Tony Blair's reputation is so damaged by Iraq that he should step down before the summer, a senior Labour peer said yesterday.

Lord Puttnam said the Prime Minister is now synonymous with bad news and should move aside in favour of Gordon Brown, the Chancellor. His comments echo those of Lord Healey, the former Labour chancellor, who urged Mr Blair to quit a few days earlier.

Lord Puttnam, better known as the film-maker David Puttnam, said months of negative headlines about Iraq would damage Labour's electoral prospects and that Mr Blair should go before the parliamentary recess.

"The Prime Minister is synonymous with Iraq, and Iraq will only deliver bad news," he told the ITV News Channel. "Tony Blair's legacy will be what happens in Iraq five years from now. There will be no good news for the next 12, 15, 18 months.

"Five years from now, we may all look back and say, 'you know what, the Prime Minister was right; a sensible democratic regime has emerged'. But that will be ... far too late to help the aspirations, and indeed horrible fears, of a lot of Labour backbenchers.
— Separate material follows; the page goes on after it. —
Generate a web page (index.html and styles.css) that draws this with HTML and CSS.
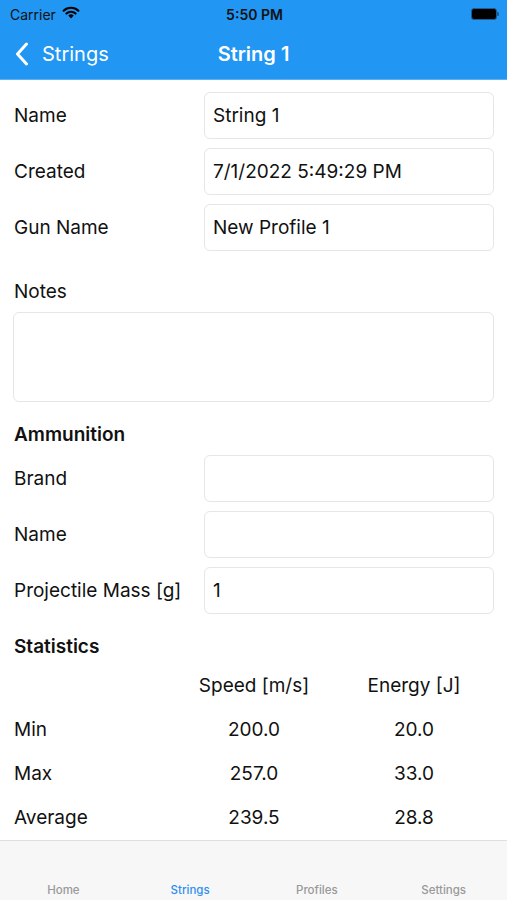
FILE: index.html
```html
<!DOCTYPE html>
<html lang="en">
<head>
  <meta charset="UTF-8">
  <meta name="viewport" content="width=device-width, initial-scale=1.0">
  <link rel="stylesheet" href="styles.css">
  <title>String 1</title>
</head>
<body>
  <div class="header">
    <div class="status">
      <div class="carrier">Carrier
        <svg class="wifi" width="18" height="13" viewBox="0 0 18 13">
          <path d="M9 12.5 L6.3 9.6 A3.8 3.8 0 0 1 11.7 9.6 Z" fill="#000"/>
          <path d="M4.4 7.6 A6.6 6.6 0 0 1 13.6 7.6" stroke="#000" stroke-width="2.1" fill="none" stroke-linecap="round"/>
          <path d="M1.6 4.7 A10.6 10.6 0 0 1 16.4 4.7" stroke="#000" stroke-width="2.1" fill="none" stroke-linecap="round"/>
        </svg>
      </div>
      <div class="time">5:50 PM</div>
      <div class="battery"><div class="battery-fill"></div><div class="battery-tip"></div></div>
    </div>
    <div class="navbar">
      <div class="back">
        <svg width="14" height="24" viewBox="0 0 14 24"><path d="M11.5 2 L2.5 12 L11.5 22" stroke="#fff" stroke-width="3" fill="none" stroke-linecap="round" stroke-linejoin="round"/></svg>
        <span>Strings</span>
      </div>
      <div class="nav-title">String 1</div>
    </div>
  </div>

  <div class="content">
    <div class="row"><p>Name</p><div class="field">String 1</div></div>
    <div class="row"><p>Created</p><div class="field">7/1/2022 5:49:29 PM</div></div>
    <div class="row"><p>Gun Name</p><div class="field">New Profile 1</div></div>

    <p class="notes-label">Notes</p>
    <div class="notes"></div>

    <h2 class="section">Ammunition</h2>
    <div class="row first"><p>Brand</p><div class="field"></div></div>
    <div class="row"><p>Name</p><div class="field"></div></div>
    <div class="row"><p>Projectile Mass [g]</p><div class="field">1</div></div>

    <h2 class="section">Statistics</h2>
    <div class="stats">
      <span></span><span class="c">Speed [m/s]</span><span class="c">Energy [J]</span>
      <span>Min</span><span class="c">200.0</span><span class="c">20.0</span>
      <span>Max</span><span class="c">257.0</span><span class="c">33.0</span>
      <span>Average</span><span class="c">239.5</span><span class="c">28.8</span>
    </div>
  </div>

  <div class="tabbar">
    <div class="tab">Home</div>
    <div class="tab active">Strings</div>
    <div class="tab">Profiles</div>
    <div class="tab">Settings</div>
  </div>
</body>
</html>
```

FILE: styles.css
```css
  body {
    margin: 0;
    width: 507px;
    height: 900px;
    display: flex;
    flex-direction: column;
    background-color: #fff;
    font-family: "Inter", "Liberation Sans", sans-serif;
    color: #111;
    overflow: hidden;
  }

  .header {
    background-color: #2196f3;
    height: 79px;
    border-bottom: 1px solid #5fb0f0;
  }

  .status {
    display: flex;
    justify-content: space-between;
    align-items: center;
    height: 28px;
    padding: 0 8px 0 10px;
    font-size: 14px;
  }

  .carrier {
    display: flex;
    align-items: center;
    gap: 6px;
    width: 120px;
    color: #111;
  }

  .wifi {
    margin-top: -3px;
  }

  .time {
    font-weight: 600;
    color: #111;
  }

  .battery {
    width: 120px;
    display: flex;
    justify-content: flex-end;
    align-items: center;
  }

  .battery-fill {
    width: 24px;
    height: 10px;
    background-color: #000;
    border-radius: 3px;
    border: 1px solid #1a5e95;
  }

  .battery-tip {
    width: 2px;
    height: 4px;
    background-color: #1a5e95;
    border-radius: 0 1px 1px 0;
  }

  .navbar {
    display: flex;
    align-items: center;
    height: 51px;
    position: relative;
  }

  .back {
    display: flex;
    align-items: center;
    gap: 13px;
    padding-left: 15px;
    color: #fff;
    font-size: 20px;
  }

  .nav-title {
    position: absolute;
    left: 0;
    right: 0;
    text-align: center;
    color: #fff;
    font-size: 20px;
    font-weight: 600;
    pointer-events: none;
  }

  .content {
    flex: 1;
    padding: 12px 13px 0 14px;
  }

  .row {
    display: grid;
    grid-template-columns: 190px 1fr;
    align-items: center;
    margin-bottom: 9px;
  }

  .row p {
    margin: 0;
    font-size: 19px;
  }

  .field {
    height: 47px;
    box-sizing: border-box;
    border: 1px solid #e6e6e6;
    border-radius: 6px;
    padding: 0 8px;
    display: flex;
    align-items: center;
    font-size: 19px;
  }

  .notes-label {
    margin: 29px 0 8px 0;
    font-size: 19px;
    line-height: 24px;
  }

  .notes {
    height: 90px;
    margin-left: -1px;
    box-sizing: border-box;
    border: 1px solid #e6e6e6;
    border-radius: 6px;
  }

  .section {
    margin: 21px 0 8px 0;
    font-size: 19px;
    line-height: 24px;
    font-weight: 600;
  }

  .stats {
    display: grid;
    grid-template-columns: 1fr 1fr 1fr;
    grid-auto-rows: 44px;
    align-items: center;
    margin-top: -4px;
    font-size: 19px;
  }

  .stats .c {
    text-align: center;
  }

  .tabbar {
    height: 59px;
    border-top: 1px solid #e0e0e0;
    background-color: #f7f7f7;
    display: grid;
    grid-template-columns: repeat(4, 1fr);
    align-items: end;
  }

  .tab {
    text-align: center;
    font-size: 11.5px;
    font-weight: 500;
    color: #999;
    padding-bottom: 3px;
  }

  .tab.active {
    color: #2f8ff0;
  }
```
"If I were him, I would go before the summer recess. And I think he can go with honour and I think he may well be in a position in five years from now to say not only did I do the right thing, but I paid a very high price for doing it."
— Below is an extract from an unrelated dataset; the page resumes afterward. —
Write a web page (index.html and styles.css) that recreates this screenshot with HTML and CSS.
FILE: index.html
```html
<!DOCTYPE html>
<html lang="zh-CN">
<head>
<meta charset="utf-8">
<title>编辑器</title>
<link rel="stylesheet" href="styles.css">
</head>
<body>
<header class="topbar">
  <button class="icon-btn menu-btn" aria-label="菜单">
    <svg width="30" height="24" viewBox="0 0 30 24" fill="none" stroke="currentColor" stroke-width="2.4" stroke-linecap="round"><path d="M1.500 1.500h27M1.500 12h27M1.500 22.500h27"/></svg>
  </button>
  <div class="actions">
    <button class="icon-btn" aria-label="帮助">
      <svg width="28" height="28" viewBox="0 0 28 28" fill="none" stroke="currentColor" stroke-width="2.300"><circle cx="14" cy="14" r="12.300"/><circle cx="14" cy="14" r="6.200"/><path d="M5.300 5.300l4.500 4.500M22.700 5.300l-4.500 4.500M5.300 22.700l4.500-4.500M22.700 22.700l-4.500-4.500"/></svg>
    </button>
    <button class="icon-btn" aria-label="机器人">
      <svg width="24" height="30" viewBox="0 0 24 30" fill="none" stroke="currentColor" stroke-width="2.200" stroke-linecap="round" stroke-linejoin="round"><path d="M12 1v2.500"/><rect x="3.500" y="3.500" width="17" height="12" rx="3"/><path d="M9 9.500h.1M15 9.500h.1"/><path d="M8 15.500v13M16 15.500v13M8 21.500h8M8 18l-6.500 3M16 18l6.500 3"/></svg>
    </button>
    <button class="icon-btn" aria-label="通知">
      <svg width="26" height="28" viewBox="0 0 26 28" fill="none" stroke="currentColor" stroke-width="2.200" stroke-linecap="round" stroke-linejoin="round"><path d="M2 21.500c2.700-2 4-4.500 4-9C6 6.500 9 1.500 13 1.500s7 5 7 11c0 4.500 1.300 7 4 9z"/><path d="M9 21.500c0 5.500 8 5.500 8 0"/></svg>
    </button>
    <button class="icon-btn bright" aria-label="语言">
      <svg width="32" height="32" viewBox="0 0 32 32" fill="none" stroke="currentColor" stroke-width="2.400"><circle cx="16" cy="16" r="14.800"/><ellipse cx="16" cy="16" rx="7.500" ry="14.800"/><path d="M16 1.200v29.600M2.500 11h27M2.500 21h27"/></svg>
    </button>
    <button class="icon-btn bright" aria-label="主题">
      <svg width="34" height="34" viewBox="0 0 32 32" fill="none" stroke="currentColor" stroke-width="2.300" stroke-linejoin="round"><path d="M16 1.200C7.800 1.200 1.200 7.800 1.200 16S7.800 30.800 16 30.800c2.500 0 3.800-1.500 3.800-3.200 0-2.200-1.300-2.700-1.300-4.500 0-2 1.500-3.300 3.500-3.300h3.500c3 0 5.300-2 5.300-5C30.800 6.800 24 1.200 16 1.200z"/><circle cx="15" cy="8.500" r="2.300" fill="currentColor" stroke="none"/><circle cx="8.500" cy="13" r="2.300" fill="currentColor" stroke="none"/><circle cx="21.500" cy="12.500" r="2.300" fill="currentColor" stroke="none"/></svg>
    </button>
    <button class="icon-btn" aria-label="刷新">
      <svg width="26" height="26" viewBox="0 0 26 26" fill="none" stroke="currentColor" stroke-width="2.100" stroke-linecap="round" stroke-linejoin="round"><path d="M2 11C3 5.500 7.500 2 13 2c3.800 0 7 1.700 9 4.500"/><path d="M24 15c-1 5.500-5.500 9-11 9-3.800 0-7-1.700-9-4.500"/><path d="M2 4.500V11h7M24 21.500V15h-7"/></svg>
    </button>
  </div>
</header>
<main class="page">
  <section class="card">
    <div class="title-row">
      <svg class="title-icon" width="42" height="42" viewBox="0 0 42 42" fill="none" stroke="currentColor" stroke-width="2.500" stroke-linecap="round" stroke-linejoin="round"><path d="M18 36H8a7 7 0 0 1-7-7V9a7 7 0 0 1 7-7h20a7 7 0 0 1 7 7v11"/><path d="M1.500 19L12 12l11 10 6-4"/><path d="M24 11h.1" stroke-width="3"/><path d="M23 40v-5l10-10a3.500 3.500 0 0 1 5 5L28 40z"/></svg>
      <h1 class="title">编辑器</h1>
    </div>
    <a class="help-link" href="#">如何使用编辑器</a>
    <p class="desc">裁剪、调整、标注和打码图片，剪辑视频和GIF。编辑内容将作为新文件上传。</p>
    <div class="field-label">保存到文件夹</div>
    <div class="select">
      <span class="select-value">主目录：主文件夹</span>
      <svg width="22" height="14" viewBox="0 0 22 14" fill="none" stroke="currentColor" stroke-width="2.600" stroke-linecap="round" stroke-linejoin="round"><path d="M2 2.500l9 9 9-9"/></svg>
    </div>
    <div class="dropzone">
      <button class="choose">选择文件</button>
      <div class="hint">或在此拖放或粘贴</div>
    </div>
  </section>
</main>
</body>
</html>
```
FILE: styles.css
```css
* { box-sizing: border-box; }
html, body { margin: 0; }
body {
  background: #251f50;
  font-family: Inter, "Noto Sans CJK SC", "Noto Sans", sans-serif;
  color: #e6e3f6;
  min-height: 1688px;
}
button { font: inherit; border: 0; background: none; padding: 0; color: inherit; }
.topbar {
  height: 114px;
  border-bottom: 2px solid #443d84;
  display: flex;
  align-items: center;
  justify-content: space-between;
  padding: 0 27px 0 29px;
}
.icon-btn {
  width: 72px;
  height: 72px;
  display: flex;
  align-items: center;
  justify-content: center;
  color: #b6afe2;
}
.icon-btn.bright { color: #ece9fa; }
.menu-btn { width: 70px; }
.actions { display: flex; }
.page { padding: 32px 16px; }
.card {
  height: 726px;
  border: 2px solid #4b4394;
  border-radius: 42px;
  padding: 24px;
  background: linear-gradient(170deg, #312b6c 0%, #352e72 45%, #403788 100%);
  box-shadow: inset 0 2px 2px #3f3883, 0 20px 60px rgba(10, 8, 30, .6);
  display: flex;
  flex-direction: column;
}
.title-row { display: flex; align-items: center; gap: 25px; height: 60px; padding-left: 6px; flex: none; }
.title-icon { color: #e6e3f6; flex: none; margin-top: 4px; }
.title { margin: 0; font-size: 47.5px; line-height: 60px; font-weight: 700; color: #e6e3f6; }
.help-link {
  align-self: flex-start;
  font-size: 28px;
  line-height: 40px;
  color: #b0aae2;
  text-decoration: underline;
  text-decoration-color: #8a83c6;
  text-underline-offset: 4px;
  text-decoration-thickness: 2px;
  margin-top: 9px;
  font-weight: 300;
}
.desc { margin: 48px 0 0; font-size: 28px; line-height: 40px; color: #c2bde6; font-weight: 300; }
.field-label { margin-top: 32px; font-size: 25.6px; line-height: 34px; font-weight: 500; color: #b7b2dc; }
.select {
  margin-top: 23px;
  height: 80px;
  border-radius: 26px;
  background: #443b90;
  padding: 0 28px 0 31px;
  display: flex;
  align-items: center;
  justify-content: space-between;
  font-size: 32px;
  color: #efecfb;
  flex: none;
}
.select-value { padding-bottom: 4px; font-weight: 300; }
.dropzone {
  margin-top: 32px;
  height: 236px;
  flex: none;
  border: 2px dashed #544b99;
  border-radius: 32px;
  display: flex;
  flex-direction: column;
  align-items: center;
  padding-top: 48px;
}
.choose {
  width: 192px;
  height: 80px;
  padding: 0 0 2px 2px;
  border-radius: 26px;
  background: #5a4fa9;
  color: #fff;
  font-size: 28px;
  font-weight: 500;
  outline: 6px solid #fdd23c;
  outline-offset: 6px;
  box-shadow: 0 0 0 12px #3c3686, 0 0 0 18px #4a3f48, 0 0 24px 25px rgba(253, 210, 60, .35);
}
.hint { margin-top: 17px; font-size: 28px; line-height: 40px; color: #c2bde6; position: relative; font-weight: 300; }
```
Mr Blair's personal rating in the polls is already falling. Lord Puttnam said he would come under pressure from insecure Labour MPs who were beginning to realise that Iraq was overshadowing the Government's achievements.

He said the Chancellor would "inevitably" be the man to take over. "Gordon Brown is exactly the person ... [to] focus things on the domestic agenda. And I suspect he would be able to win quite comfortably at a general election were it to be held within the next 12 months."